The underlying mandate petition and complaint alleged a single cause of action challenging the City’s finding that a streetlight replacement project using LED lights was exempt from environmental review under CEQA. The parties stipulated that plaintiff would prepare the administrative record and, following certification by the City, lodge it with the trial court. However, plaintiff never lodged the certified record. At the hearing on the merits, the trial court determined that plaintiff could not present sufficient evidence to support its arguments because it failed to lodge the record. Accordingly, the trial court denied the plaintiff’s petition and complaint and entered judgment in favor of the City.

Plaintiff moved to vacate the judgment, seeking relief under both the discretionary and mandatory relief provisions of C.C.P. section 473(b). Under section 473’s procedural safety-net, relief is generally discretionary where an attorney commits excusable neglect, but is mandatory in the case of a “default,” “default judgment,” or “dismissal,” if an attorney submits an affidavit attesting to his or her mistake, inadvertence, surprise, or neglect. In this case, the plaintiff’s attorney submitted an affidavit, declaring that although he instructed his newly hired legal assistant to lodge the administrative record, due to his hectic workload, he did not verify that the assistant actually executed the task. In making the case for mandatory relief, plaintiff asserted that the judgment following the merits hearing was the “functional equivalent” of a dismissal.  The trial court denied discretionary relief, finding that the attorney’s conduct did not constitute excusable neglect, but granted the motion under the mandatory relief provision, finding that the attorney’s mistake deprived plaintiff of its day in court.
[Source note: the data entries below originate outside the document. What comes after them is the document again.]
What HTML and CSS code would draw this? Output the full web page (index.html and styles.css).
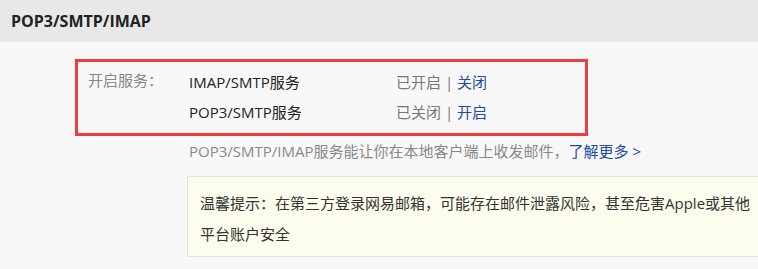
FILE: index.html
```html
<!DOCTYPE html>
<html lang="zh-CN">
<head>
  <meta charset="UTF-8">
  <title>POP3/SMTP/IMAP</title>
  <link rel="stylesheet" href="styles.css">
</head>
<body>

  <!-- Section title -->
  <header class="title-bar">POP3/SMTP/IMAP</header>

  <main class="content">
    <!-- Service switches -->
    <div class="service-box">
      <div class="service-label">开启服务：</div>
      <ul class="service-list">
        <li class="service-row">
          <span class="service-name">IMAP/SMTP服务</span>
          <span class="service-state">已开启 | <a href="#" class="link">关闭</a></span>
        </li>
        <li class="service-row">
          <span class="service-name">POP3/SMTP服务</span>
          <span class="service-state">已关闭 | <a href="#" class="link">开启</a></span>
        </li>
      </ul>
    </div>

    <p class="service-desc">POP3/SMTP/IMAP服务能让你在本地客户端上收发邮件，<a href="#" class="link">了解更多 &gt;</a></p>

    <!-- Warning -->
    <div class="notice">
      温馨提示：在第三方登录网易邮箱，可能存在邮件泄露风险，甚至危害Apple或其他平台账户安全
    </div>
  </main>

</body>
</html>
```

FILE: styles.css
```css
/* Base */
* {
  margin: 0;
  padding: 0;
  box-sizing: border-box;
}

body {
  font-family: "Open Sans", "Noto Sans CJK SC", sans-serif;
  font-size: 15px;
  color: #333;
  background-color: #f8f8f8;
  overflow: hidden;
}

a {
  text-decoration: none;
}

.link {
  color: #1d4ba5;
}

/* Title bar */
.title-bar {
  height: 42px;
  line-height: 42px;
  padding-left: 11px;
  background-color: #e8e8e8;
  font-size: 16px;
  font-weight: 700;
  color: #222;
}

/* Content */
.content {
  padding: 17px 0 0 75px;
}

.service-box {
  display: flex;
  width: 513px;
  padding: 5px 0 6px 10px;
  border: 3px solid #f23c40;
}

.service-label {
  width: 101px;
  line-height: 30px;
  margin-top: -2px;
  color: #888;
}

.service-list {
  list-style: none;
}

.service-row {
  display: flex;
  line-height: 30px;
}

.service-name {
  width: 207px;
  color: #222;
}

.service-state {
  color: #777;
}

.service-desc {
  margin: 4px 0 0 114px;
  line-height: 22px;
  color: #888;
}

/* Notice */
.notice {
  width: 600px;
  margin: 14px 0 0 112px;
  padding: 11px 24px 6px 12px;
  line-height: 31px;
  background-color: #fdfdee;
  border: 1px solid #e6e6cc;
  color: #333;
}
```
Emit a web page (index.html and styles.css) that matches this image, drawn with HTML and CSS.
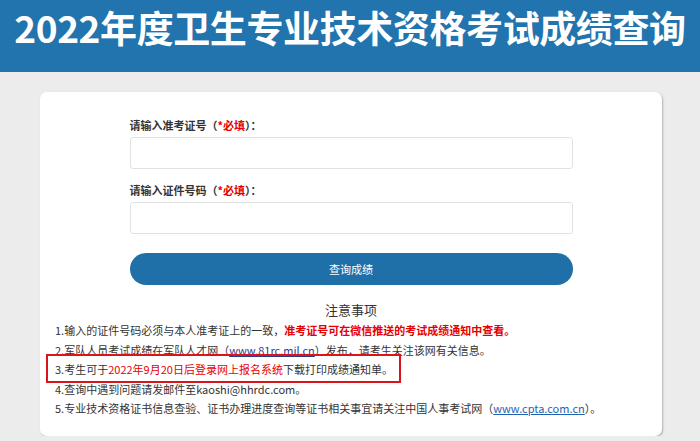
FILE: index.html
```html
<!DOCTYPE html>
<html lang="zh-CN">
<head>
  <meta charset="UTF-8">
  <title>2022年度卫生专业技术资格考试成绩查询</title>
  <link rel="stylesheet" href="styles.css">
</head>
<body>
  <header class="top">
    <h1>2022年度卫生专业技术资格考试成绩查询</h1>
  </header>

  <div class="card">
    <form class="query-form">
      <label class="field-label">请输入准考证号（<span class="req">*必填</span>）：</label>
      <input class="field" type="text">
      <label class="field-label">请输入证件号码（<span class="req">*必填</span>）：</label>
      <input class="field" type="text">
      <button class="submit" type="button">查询成绩</button>
    </form>

    <div class="notes">
      <h2>注意事项</h2>
      <p>1.输入的证件号码必须与本人准考证上的一致，<span class="red">准考证号可在微信推送的考试成绩通知中查看。</span></p>
      <p>2.军队人员考试成绩在军队人才网（<a href="#" class="link-dark">www.81rc.mil.cn</a>）发布，请考生关注该网有关信息。</p>
      <p><span class="boxed">3.考生可于<span class="red-plain">2022年9月20日后登录网上报名系统</span>下载打印成绩通知单。</span></p>
      <p>4.查询中遇到问题请发邮件至kaoshi@hhrdc.com。</p>
      <p>5.专业技术资格证书信息查验、证书办理进度查询等证书相关事宜请关注中国人事考试网（<a href="#" class="link">www.cpta.com.cn</a>）。</p>
    </div>
  </div>
</body>
</html>
```

FILE: styles.css
```css
body {
  margin: 0;
  padding: 0;
  background: #ececec;
  font-family: "Noto Sans CJK SC", "Noto Sans", sans-serif;
  color: #333;
}
.top {
  background: #2174ad;
  height: 72px;
}
.top h1 {
  margin: 0;
  color: #fff;
  font-size: 37px;
  line-height: 54px;
  font-weight: bold;
  letter-spacing: -0.4px;
  text-align: center;
  white-space: nowrap;
}
.card {
  width: 622px;
  margin: 20px 0 0 40px;
  box-sizing: border-box;
  background: #fff;
  border-radius: 7px;
  box-shadow: 1px 1px 2px rgba(0, 0, 0, 0.25);
  padding: 25px 15px 17px;
}
.query-form {
  width: 443px;
  margin: 0 auto;
  display: flex;
  flex-direction: column;
}
.field-label {
  font-size: 11px;
  line-height: 16px;
  font-weight: bold;
  color: #333;
}
.req {
  color: #e60000;
}
.field {
  height: 32px;
  box-sizing: border-box;
  border: 1px solid #e2e2e2;
  border-radius: 3px;
  margin: 4px 0 13px;
}
.submit {
  margin-top: 6px;
  height: 32px;
  border: none;
  border-radius: 16px;
  background: #1f70a9;
  color: #fff;
  font-family: inherit;
  font-size: 11px;
}
.notes h2 {
  margin: 16px 0 2px;
  font-size: 13px;
  line-height: 18px;
  font-weight: normal;
  text-align: center;
  color: #333;
}
.notes p {
  margin: 0;
  font-size: 11px;
  line-height: 19.5px;
  color: #333;
}
.red {
  color: #e60000;
  font-weight: bold;
}
.red-plain {
  color: #e60000;
}
.link-dark {
  color: #2c3a8c;
}
.link {
  color: #1f63b0;
}
.boxed {
  position: relative;
  display: inline-block;
}
.boxed::after {
  content: "";
  position: absolute;
  top: -6px;
  bottom: -3px;
  left: -9px;
  right: -8px;
  border: 2px solid #d9141b;
}
```
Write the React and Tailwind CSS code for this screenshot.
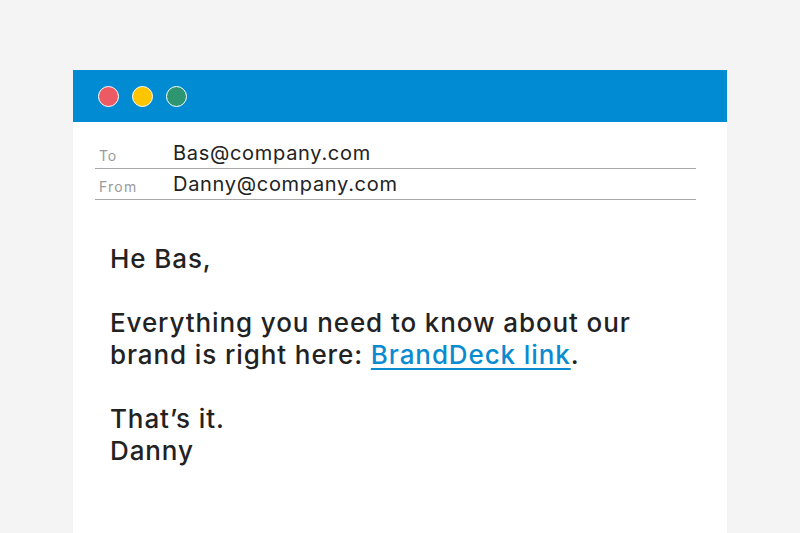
import React from "react";

const Dot = ({ color }) => (
  <span className={`block w-[21px] h-[21px] rounded-full border-[1.5px] border-white ${color}`} />
);

export default function App() {
  return (
    <div className="w-[800px] h-[533px] bg-[#f4f4f4] pt-[70px] overflow-hidden font-['Inter',sans-serif]">
      <div className="mx-[73px] w-[654px] h-[463px] bg-white">
        <div className="h-[52px] bg-[#008bd2] flex items-center gap-[13px] pl-[25px]">
          <Dot color="bg-[#ec5b64]" />
          <Dot color="bg-[#fdc500]" />
          <Dot color="bg-[#2e9571]" />
        </div>
        <div className="ml-[22px] w-[601px] mt-[18px]">
          <div className="flex items-end h-[29px] border-b border-[#a8a8a8] pb-[5px]">
            <span className="w-[78px] pl-[4px] text-[14px] tracking-[0.8px] text-[#9a9a9a] leading-none">To</span>
            <span className="text-[20px] tracking-[0.7px] text-[#222] leading-none">Bas@company.com</span>
          </div>
          <div className="flex items-end h-[31px] border-b border-[#a8a8a8] pb-[5px]">
            <span className="w-[78px] pl-[4px] text-[14px] tracking-[1.2px] text-[#9a9a9a] leading-none">From</span>
            <span className="text-[20px] tracking-[0.7px] text-[#222] leading-none">Danny@company.com</span>
          </div>
        </div>
        <div className="pl-[37px] pt-[43px] text-[26px] tracking-[0.9px] leading-[32px] text-[#222] font-medium">
          <p>He Bas,</p>
          <p className="mt-[32px]">Everything you need to know about our</p>
          <p>
            brand is right here:{" "}
            <a href="#" className="text-[#0a8bd0] underline underline-offset-[4px] decoration-[2px]">BrandDeck link</a>.
          </p>
          <p className="mt-[32px]">That’s it.</p>
          <p>Danny</p>
        </div>
      </div>
    </div>
  );
}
On appeal, the City argued that the judgment against the plaintiff did not constitute a “default,” “default judgment,” or “dismissal,” as required for mandatory relief under section 473(b). The Second District agreed and reversed the trial court ruling. The Second District reviewed two lines of cases interpreting section 473(b)’s mandatory relief provision, and chose to follow the majority rule set forth in English v. IKON Business Solutions, Inc. (2001) 94 Cal.App.4th 130.  In English, the appellate court held that summary judgment based on failure to submit supporting evidence does not constitute a default, default judgment, or dismissal giving rise to mandatory relief under section 473(b) because it is not “a removal of plaintiff’s application for relief,” but rather an adjudication of that application based on the undisputed facts before the court.

Analogizing to English, the Second District held that the judgment against the plaintiff here did not remove the plaintiff’s “application for relief” but instead resulted from a trial on the merits, and the plaintiff simply failed to present sufficient evidence to meet its burden of proof. In so holding, the Second District disapproved of two of its prior opinions that took a more expansive view of the type of judgment that may give rise to mandatory relief under section 473(b): Avila v. Chua (1997) 57 Cal.App.4th 860, and In re Marriage of Hock & Gordon-Hock (2000) 80 Cal.App.4th 1438.

Although the rule of this decision is not CEQA-specific, it is of particular importance to CEQA litigation and other mandate proceedings. If a petitioner or respondent fails to support its arguments with record evidence and, as a result, is subject to an adverse judgment on the merits, the prospects for relief under section 473(b), whether mandatory or discretionary, are very slim.